While the P-wave velocity estimated by tomography is an absolute value, the Q factor is a relative contrast, which needs an independent calibration to be directly comparable among surveys with different recording instruments, ideally by borehole measurements (Vesnaver et al., 2020). Such a calibration is not available for our survey; thus, we pay attention mainly to the relative spatial variation of the estimated Q factor.
The ideal tool to quantify the tomographic inversion reliability is the Singular Value Decomposition (SVD) of the tomographic matrix (e.g., van der Sluis and van der Vorst, 1987, among many others). From the singular values we can compute both a global quality parameter, as the condition number, or even a local measure of inversion ambiguity in the estimated Earth model, as the null-space energy (Vesnaver, 1994; Vesnaver, 1996). However, the computational cost of SVD is comparable to the inversion of a full matrix nxn, where in our case n is equal to 169,397 or 287,873. This size exceeds the computing power available to us and to most other people. Thus, we limited our uncertainty estimation by adopting the much cheaper ray density, i.e., the number of ray segments that cross a given voxel in the tomographic grid. Although such an indicator is not rigorous, it is an acceptable approximation of SVD in most cases.

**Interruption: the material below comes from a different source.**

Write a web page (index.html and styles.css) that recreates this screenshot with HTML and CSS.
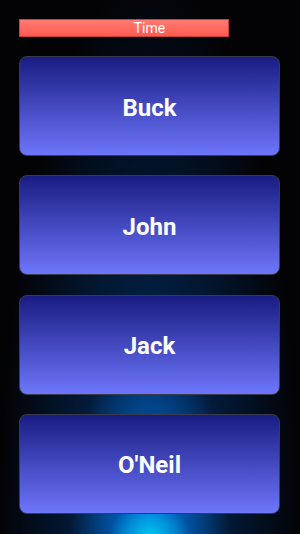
FILE: index.html
```html
<!DOCTYPE html>
<html lang="en">
<head>
  <meta charset="UTF-8">
  <meta name="viewport" content="width=device-width, initial-scale=1.0">
  <title>Quiz</title>
  <link rel="stylesheet" href="styles.css">
</head>
<body>
  <div class="screen">
    <!-- 计时条 -->
    <div class="timer">
      <div class="timer-fill" style="width: 80.5%"></div>
      <span class="timer-text">Time</span>
    </div>

    <!-- 答案按钮 -->
    <div class="answers">
      <a class="answer" href="#">Buck</a>
      <a class="answer" href="#">John</a>
      <a class="answer" href="#">Jack</a>
      <a class="answer" href="#">O'Neil</a>
    </div>
  </div>
</body>
</html>
```

FILE: styles.css
```css
html, body {
    margin: 0;
    padding: 0;
    height: 100%;
}

body {
    background: #030306;
    font-family: Roboto, "Liberation Sans", sans-serif;
}

.screen {
    height: 534px;
    box-sizing: border-box;
    padding: 19px 20px 0 19px;
    background:
        radial-gradient(ellipse 40px 30px at 50% 100%, rgba(0, 200, 235, 0.9), rgba(0, 200, 235, 0) 100%),
        radial-gradient(ellipse 80px 200px at 50% 100%, rgba(0, 120, 230, 1), rgba(0, 70, 160, 0) 100%),
        radial-gradient(ellipse 150px 560px at 50% 100%, rgba(0, 60, 130, 0.8), rgba(0, 20, 50, 0) 100%),
        #030306;
}

/* 计时条 */
.timer {
    position: relative;
    height: 18px;
    margin-bottom: 19px;
}

.timer-fill {
    height: 18px;
    box-sizing: border-box;
    background: linear-gradient(#ff7b72, #ff5a50);
    border: 1px solid #c8423a;
}

.timer-text {
    position: absolute;
    top: 0;
    left: 0;
    right: 0;
    text-align: center;
    color: #fff;
    font-size: 14px;
    line-height: 18px;
}

/* 答案按钮 */
.answers {
    display: flex;
    flex-direction: column;
    gap: 19.3px;
}

.answer {
    display: flex;
    align-items: center;
    justify-content: center;
    height: 100px;
    box-sizing: border-box;
    padding-top: 3px;
    border: 1px solid #3a3a4a;
    border-radius: 8px;
    background: linear-gradient(#191c82, #6d76fb);
    color: #fff;
    font-size: 24px;
    font-weight: bold;
    text-decoration: none;
}
```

Subsurface Rock Characterization
In Figure 9, the P-velocity and Q-factor models are overlain to the PSDM seismic image and its interpretation to facilitate the comparison. For hydrogeological interpretations, the link between P velocity, Q factor, and reflectivity is relevant, since in layered and fractured rocks the seismic wave propagation and attenuation is macroscopically affected by changes in porosity and fracture density at the mesoscopic scale (Shapiro and Mueller, 1999; Rubino and Hollinger, 2012). The Q factor is more sensitive than P velocity to porosity variations: theoretical and experimental works show that the Q factor decreases with increasing porosity (e.g., McRae and Zala, 1995; Jeanne et al., 2014). Figure 9 shows that both the P-velocity and Q-factor trends are affected by the stratigraphic and tectonic settings, but, as expected, variations are more evident in the Q-factor estimate.
In detail, we notice a 1-km-wide and ∼100-m-thick near-surface high P-wave anomaly centered at 3 km distance and matching the outcrops of the stiff carbonates of Dammam formation (Figure 6B). This high P-wave anomaly is associated with a low Q-factor, probably due to fracturing or karsting. Except for this anomalous low Q-factor shallow zone, the Q factor is higher (>260) in the upper part of the model, down to ∼0 m a.s.l. (∼370 m depth) over the entire profile. Below this thick high-Q zone, two areas at lower Q factor are separated by a subvertical, ∼1-km-wide high Q-factor anomaly, extending over the entire model depth, and centered at 3.75 km. The western low-Q anomaly shows a more complex trend with two minima. The upper one is located within the limestones of the Asmari and upper Dammam Formations. The second lower and smaller minimum is instead in the topmost, less reflective part of Rus Formation. Both the western low-Q anomalies have patterns that are hardly following the stratigraphic contacts. The easternmost Q factor minimum is more uniform, and its pattern follows more closely the stratigraphic trend, in particular the high-amplitude high-dip reflective package found across the Palaeocene marly limestones of the Umm Er Radhuma and the topmost part of Fiqa Formations. The subvertical high-Q area separating the eastern and western low-Q anomalies is almost entirely located within the low-porosity anhydrites and dolomitized limestones of the Rus Formation and above the fault F1. Due to its overall low reflectivity and similarity (Figure 6A), this area may be interpreted as a large fault damage zone. Here, combination of lithology and tectonics could overall act as a barrier for water circulation. We remark that the P-velocity model does not show any macroscopic evidence for this vertical high-Q anomaly. Moreover, the P-wave model shows very little lateral variations in the areas with highest Q factor variation, with only two small high P-wave anomalies roughly matching the minima of the two wider and more complex western and eastern Q-factor anomalies.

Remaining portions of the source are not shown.